SET TASK — Copy out the whole listing exactly as written, leaving the pictures behind.

SOURCE MATERIAL —
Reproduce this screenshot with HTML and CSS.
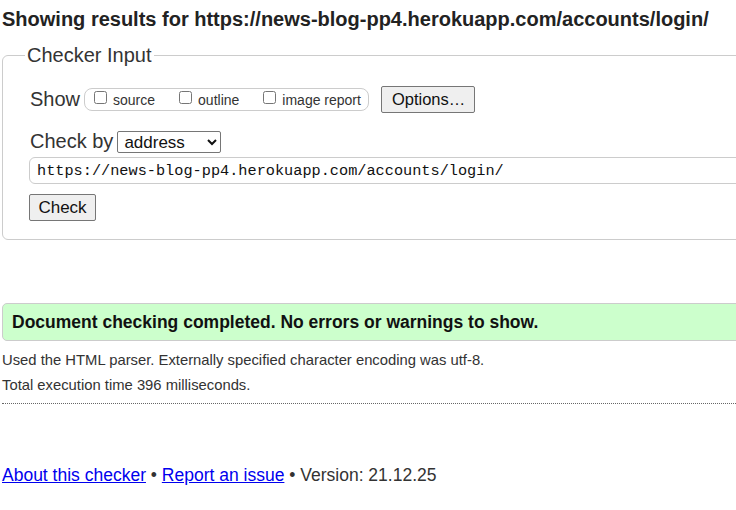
FILE: index.html
```html
<!DOCTYPE html>
<html lang="en">
<head>
<meta charset="utf-8">
<title>Showing results for https://news-blog-pp4.herokuapp.com/accounts/login/ - Nu Html Checker</title>
<link rel="stylesheet" href="styles.css">
</head>
<body>
<div class="page">
  <h2 class="title">Showing results for https://news-blog-pp4.herokuapp.com/accounts/login/</h2>
  <form class="checker">
    <fieldset class="input-box">
      <legend>Checker Input</legend>
      <div class="row show-row">
        <span class="label">Show</span>
        <span class="options">
          <label><input type="checkbox">source</label>
          <label><input type="checkbox">outline</label>
          <label><input type="checkbox">image report</label>
        </span>
        <button type="button" class="btn">Options…</button>
      </div>
      <div class="row by-row">
        <span class="label">Check by</span>
        <select class="sel"><option>address</option></select>
      </div>
      <input class="url" type="text" value="https://news-blog-pp4.herokuapp.com/accounts/login/">
      <div class="check-row">
        <button type="button" class="btn check">Check</button>
      </div>
    </fieldset>
  </form>
  <p class="success">Document checking completed. No errors or warnings to show.</p>
  <p class="details first">Used the HTML parser. Externally specified character encoding was utf-8.</p>
  <p class="details">Total execution time 396 milliseconds.</p>
  <hr class="sep">
  <p class="footer"><a href="#">About this checker</a> • <a href="#">Report an issue</a> • Version: 21.12.25</p>
</div>
</body>
</html>
```
FILE: styles.css
```css
html, body {
  margin: 0;
  padding: 0;
  overflow: hidden;
  background: #fff;
}
body {
  font-family: "Liberation Sans", Arial, sans-serif;
  color: #222;
}
.page {
  width: 1000px;
  padding: 0 0 0 2px;
}
.title {
  margin: 0;
  padding-top: 8px;
  font-size: 20px;
  font-weight: bold;
  color: #222;
  line-height: 22px;
}
.checker {
  margin: 14px 0 0 0;
}
.input-box {
  margin: 0;
  padding: 8px 26px 18px 26px;
  border: 1px solid #ccc;
  border-radius: 6px;
}
.input-box legend {
  font-size: 20px;
  padding: 0 2px;
  margin-left: -4px;
  color: #333;
}
.row {
  display: flex;
  align-items: center;
  margin-left: 1px;
}
.label {
  font-size: 20px;
  color: #333;
  margin-right: 4px;
}
.show-row {
  margin-top: 11px;
}
.options {
  display: inline-flex;
  align-items: center;
  border: 1px solid #ccc;
  border-radius: 8px;
  height: 21px;
  padding: 0 7px 0 9px;
  gap: 24px;
  margin-right: 12px;
}
.options label {
  font-size: 14px;
  color: #333;
  display: inline-flex;
  align-items: flex-end;
}
.options input {
  margin: 0 6px 4px 0;
  width: 13px;
  height: 13px;
}
.btn {
  font-family: "Liberation Sans", Arial, sans-serif;
  font-size: 16.5px;
  color: #111;
  background: #efefef;
  border: 1px solid #767676;
  border-radius: 2px;
  padding: 3px 10px;
  height: 27px;
  width: 94px;
}
.btn.check {
  width: 67px;
  font-size: 17px;
  padding: 3px 0;
}
.by-row {
  margin-top: 17px;
}
.sel {
  font-family: "Liberation Sans", Arial, sans-serif;
  font-size: 17px;
  box-sizing: border-box;
  height: 22px;
  width: 104px;
  margin-left: 0;
  border: 1px solid #767676;
  border-radius: 2px;
  background: #fff;
  color: #111;
  padding: 0 2px;
}
.url {
  display: block;
  box-sizing: border-box;
  width: 900px;
  height: 27px;
  margin: 4px 0 10px 0;
  padding: 0 7px;
  font-family: "Liberation Mono", "DejaVu Sans Mono", monospace;
  font-size: 15.25px;
  color: #111;
  border: 1px solid #ccc;
  border-radius: 6px;
}
.check-row {
  display: flex;
}
.success {
  margin: 63px 0 0 0;
  height: 38px;
  box-sizing: border-box;
  line-height: 36px;
  background: #ccffcc;
  border: 1px solid #ccc;
  border-radius: 5px;
  padding: 0 9px;
  font-size: 17.5px;
  font-weight: bold;
  color: #111;
}
.details {
  margin: 7px 0 0 0;
  font-size: 14.8px;
  color: #333;
  line-height: 18px;
}
.details.first {
  margin-top: 10px;
}
.sep {
  margin: 9px 0 0 0;
  border: 0;
  border-top: 1px dotted #666;
  height: 0;
}
.footer {
  margin: 61px 0 0 0;
  font-size: 17.5px;
  color: #333;
}
.footer a {
  color: #0000ee;
}
```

ANSWER TO THE EXERCISE —
Reproduce this screenshot with HTML and CSS.
FILE: index.html
```html
<!DOCTYPE html>
<html lang="en">
<head>
<meta charset="utf-8">
<title>Showing results for https://news-blog-pp4.herokuapp.com/accounts/login/ - Nu Html Checker</title>
<link rel="stylesheet" href="styles.css">
</head>
<body>
<div class="page">
  <h2 class="title">Showing results for https://news-blog-pp4.herokuapp.com/accounts/login/</h2>
  <form class="checker">
    <fieldset class="input-box">
      <legend>Checker Input</legend>
      <div class="row show-row">
        <span class="label">Show</span>
        <span class="options">
          <label><input type="checkbox">source</label>
          <label><input type="checkbox">outline</label>
          <label><input type="checkbox">image report</label>
        </span>
        <button type="button" class="btn">Options…</button>
      </div>
      <div class="row by-row">
        <span class="label">Check by</span>
        <select class="sel"><option>address</option></select>
      </div>
      <input class="url" type="text" value="https://news-blog-pp4.herokuapp.com/accounts/login/">
      <div class="check-row">
        <button type="button" class="btn check">Check</button>
      </div>
    </fieldset>
  </form>
  <p class="success">Document checking completed. No errors or warnings to show.</p>
  <p class="details first">Used the HTML parser. Externally specified character encoding was utf-8.</p>
  <p class="details">Total execution time 396 milliseconds.</p>
  <hr class="sep">
  <p class="footer"><a href="#">About this checker</a> • <a href="#">Report an issue</a> • Version: 21.12.25</p>
</div>
</body>
</html>
```
FILE: styles.css
```css
html, body {
  margin: 0;
  padding: 0;
  overflow: hidden;
  background: #fff;
}
body {
  font-family: "Liberation Sans", Arial, sans-serif;
  color: #222;
}
.page {
  width: 1000px;
  padding: 0 0 0 2px;
}
.title {
  margin: 0;
  padding-top: 8px;
  font-size: 20px;
  font-weight: bold;
  color: #222;
  line-height: 22px;
}
.checker {
  margin: 14px 0 0 0;
}
.input-box {
  margin: 0;
  padding: 8px 26px 18px 26px;
  border: 1px solid #ccc;
  border-radius: 6px;
}
.input-box legend {
  font-size: 20px;
  padding: 0 2px;
  margin-left: -4px;
  color: #333;
}
.row {
  display: flex;
  align-items: center;
  margin-left: 1px;
}
.label {
  font-size: 20px;
  color: #333;
  margin-right: 4px;
}
.show-row {
  margin-top: 11px;
}
.options {
  display: inline-flex;
  align-items: center;
  border: 1px solid #ccc;
  border-radius: 8px;
  height: 21px;
  padding: 0 7px 0 9px;
  gap: 24px;
  margin-right: 12px;
}
.options label {
  font-size: 14px;
  color: #333;
  display: inline-flex;
  align-items: flex-end;
}
.options input {
  margin: 0 6px 4px 0;
  width: 13px;
  height: 13px;
}
.btn {
  font-family: "Liberation Sans", Arial, sans-serif;
  font-size: 16.5px;
  color: #111;
  background: #efefef;
  border: 1px solid #767676;
  border-radius: 2px;
  padding: 3px 10px;
  height: 27px;
  width: 94px;
}
.btn.check {
  width: 67px;
  font-size: 17px;
  padding: 3px 0;
}
.by-row {
  margin-top: 17px;
}
.sel {
  font-family: "Liberation Sans", Arial, sans-serif;
  font-size: 17px;
  box-sizing: border-box;
  height: 22px;
  width: 104px;
  margin-left: 0;
  border: 1px solid #767676;
  border-radius: 2px;
  background: #fff;
  color: #111;
  padding: 0 2px;
}
.url {
  display: block;
  box-sizing: border-box;
  width: 900px;
  height: 27px;
  margin: 4px 0 10px 0;
  padding: 0 7px;
  font-family: "Liberation Mono", "DejaVu Sans Mono", monospace;
  font-size: 15.25px;
  color: #111;
  border: 1px solid #ccc;
  border-radius: 6px;
}
.check-row {
  display: flex;
}
.success {
  margin: 63px 0 0 0;
  height: 38px;
  box-sizing: border-box;
  line-height: 36px;
  background: #ccffcc;
  border: 1px solid #ccc;
  border-radius: 5px;
  padding: 0 9px;
  font-size: 17.5px;
  font-weight: bold;
  color: #111;
}
.details {
  margin: 7px 0 0 0;
  font-size: 14.8px;
  color: #333;
  line-height: 18px;
}
.details.first {
  margin-top: 10px;
}
.sep {
  margin: 9px 0 0 0;
  border: 0;
  border-top: 1px dotted #666;
  height: 0;
}
.footer {
  margin: 61px 0 0 0;
  font-size: 17.5px;
  color: #333;
}
.footer a {
  color: #0000ee;
}
```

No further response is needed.